El invierno ya ha llegado y mi pueblo, San Bartolomé de Pinares, comienza a vestir de blanco. No quiero decir con ello que sus calles empiecen a llenarse de nieve. Ya en raras ocasiones sucede eso. Antaño, cuajaba tanto que los niños podían tirarse desde el punto más alto dentro de una caja de cartón, como si fuera un improvisado trineo, y bajar las pendientes a toda velocidad resbalando sobre el hielo. Mi abuela cuenta que, en ocasiones, tenía que sacar la pala de la cuadra para retirar la nieve de la puerta de su casa porque apenas se podía salir al exterior.
Cada año, las nevadas intensas, como las de entonces, son más un recuerdo que una realidad. El cambio climático nos ha conducido a estar prácticamente en manga corta en pleno mes de noviembre. Pero mi pueblo sigue igual de bonito. Cuando el cielo se tiñe de blanco y se refleja en el suelo; cuando las chimeneas comienzan a funcionar a pleno rendimiento y se encienden los braseros; cuando los bartolos se refugian en abrigos y bufandas de lana; y acumulan leña para sobrevivir al frío. Está precioso. Y quería reflejarlo en el texto que tenéis a continuación.
Creo que este es uno de esos relatos de libre interpretación según el lector. Mi visión del mismo es la de mi pueblo en invierno, pero he podido sorprenderme gratamente al escuchar otras opiniones de quienes pudieron leerlo antes de verlo publicado en Radhuk. Interpretaciones que hablan sobre la vejez, el paso del tiempo o el Alzhéimer. Y me ha parecido curioso a la par que bonito, porque creo que así, entre todos, enriquecemos estas líneas.
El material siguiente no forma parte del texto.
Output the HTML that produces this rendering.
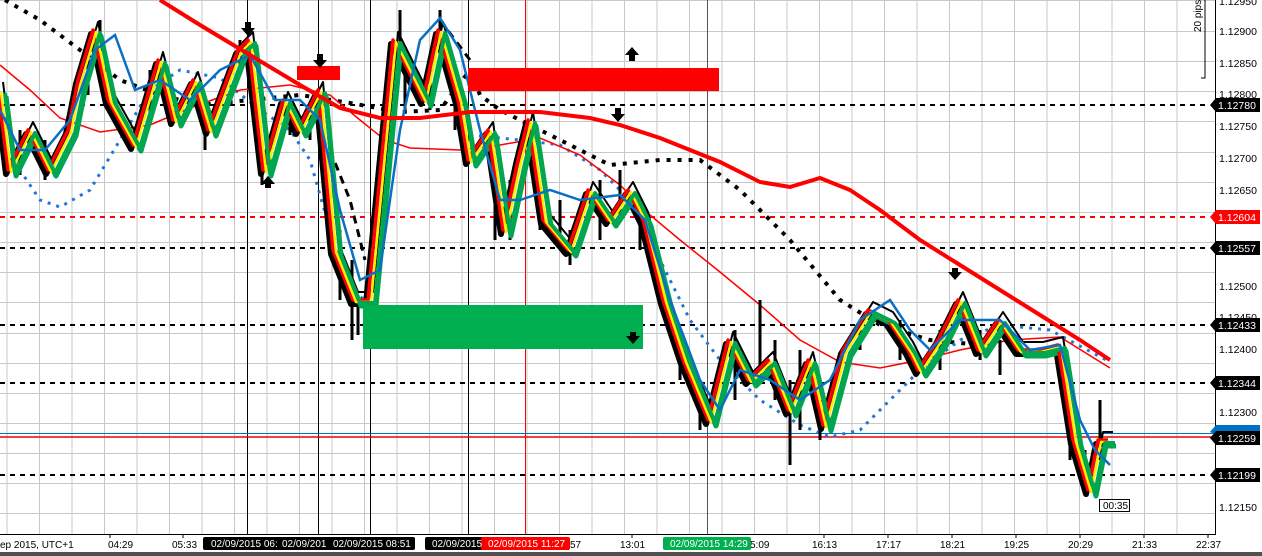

Espero que os guste 🙂 ¡Besos literarios!
Me gustas cuando blanco amaneces. El pálido cielo a juego con los adoquines de plata que te visten. Verdes, verdes brotes se abren camino en la piedra y la cosen con hilos de vida, como cicatrices que cierran recientes heridas. Aroma a fuego, aroma a humo. Aroma a hogar. Oigo al viento bramar entre los callejones. Sobre él cabalga un frío abrasador que lame con rabia la piel. Se funde con la carne. Un solo ser.
Me gustas cuando blanco amaneces. Y el sol alivia la pesadez del gélido aliento que se entierra en los huesos y el cuerpo entumece. Te disfrazas de invierno en pleno verano. Y la bruma te arropa ramificándose entre las casitas centenarias, como venas que tatúan la desnudez de mi anatomía.
Resuena. Resuena en tu silencio el eco de mis pasos. Se pierde en tus curvas, las montañas, y en la cima coronada, donde duermen los gigantes, grita con voz atronadora que mil veces reconstruiría los recuerdos que en mi memoria a fuego grabaste.
Me gustas cuando blanco amaneces y tus calles son canas de cuarzo que peinan las huellas de tiempos pasados. Y su eterna calma. Corazón varado. Varado en el deseo de echarse en brazos del olvido sólo para conocerte una vez más. De cero. Enamorarme lentamente. Para dormir a tu lado una y un millar de lunas. Y descubrir tu locura, que me gustas. También, cuando blanco amaneces.
Cuando blanco amaneces, el tiempo no entiende tus versos. Se detiene, paralizado por tus bellas arrugas. Aquellas que, sin saber, las dudas y secretos de quienes besan, ocultan.
Y susurran. Susurran «te quiero» las campanas. Repican en la cima de tu fe. Ensordecedoras se alegran. Se enfadan. Y retumban agitando las negras ramas de los árboles que, desamparadas y desnudas, desgarran el mortecino rojo del crepúsculo. Como si ardieran.
Me gustas cuando blanco amaneces y entretejes tu poesía a mi Literatura en los adoquines que me sirven de lienzo. Allí coloreo un sendero de segundos ya vencidos. Pienso, simplemente pienso, que aunque sienta por siempre tu aliento, algo de mí contigo en batalla cruenta ha caído. Serán las tardes de calor y extraña calma; serán los minutos en los que ignoramos al reloj; será la vida que de golpe dejé de otorgar a mis muñecas; será el amor desangrando su locura en cada recoveco del corazón adolescente. Creciente deseo. Utópica ambrosía. Prohibidas caricias.
Será todo aquello que me hizo entender que me gustas… cuando blanco amaneces.